If you look at it as a human with your whole brain, you know, this strong intelligence, you can clearly tell that there's a circle of points in the middle that are a different color than the outside. You can derive that pattern, but it's hard for a computer to just learn patterns like this. You know there's no intuition.
So how do we get the computer to learn a pattern like this? The more concrete question is how would we get the computer to color this image in so that if we point to a place on the image where there's no circle right there, you know one of the white places on the image, and we said, "What color is that?" A human could pretty much tell for sure if you point into the middle of the circle what color it should be.
So how do we get the computer to be just as confident and be able to do the same thing? How do we get it to generalize these data points to the rest of the picture? You know, the parts of the picture that aren't covered by data points.
I'm gonna propose perhaps the most straightforward and obvious solution to this problem. We can think of any image as a grid of pixels. You know, each pixel has a distinct color, and when you look at it from far enough away, it looks like a picture.
So here I've just drawn a grid. This is just, you know, right now we haven't decided the colors of any pixels, and we want to start coloring in the image—deciding what color each pixel should be. So we pick out a pixel that hasn't been colored yet, and now in order to decide what color it should be, we're gonna look at the data points that are close to it.
So here in this case, maybe we've been given some blue data points, and they happen to be to the left of the pixel, and some red data points, and they happen to be to the right of the pixel. To decide what color the pixel is going to be, we're just gonna find the data point which is the closest to it. In this case, it's a blue one right by the corner of it, and we're just going to make that pixel the same color as that data point.

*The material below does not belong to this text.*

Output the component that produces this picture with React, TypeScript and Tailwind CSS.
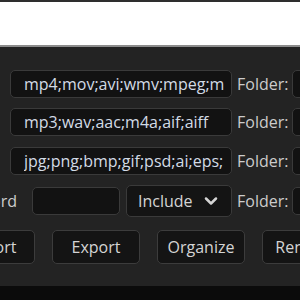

As you can see here, I've written: we find the distance between the pixel and all the data points using just the basic distance formula. You probably learned it in middle school if you live in the US. It's just based on the Pythagorean theorem.
So it's really easy to implement in code because we have coordinates for all the pixels and coordinates for all the data points. So we've been able to decide what color each pixel is just by finding the data point that's closest to that given pixel and just making the pixel that color.
If you go through the whole image using this technique, you will get something like this. As you can see, it's not exactly the circle that I described earlier; it's kind of lumpy, but it's actually a pretty good generalization. You see that the whole outside area is blue and the whole inside area is red.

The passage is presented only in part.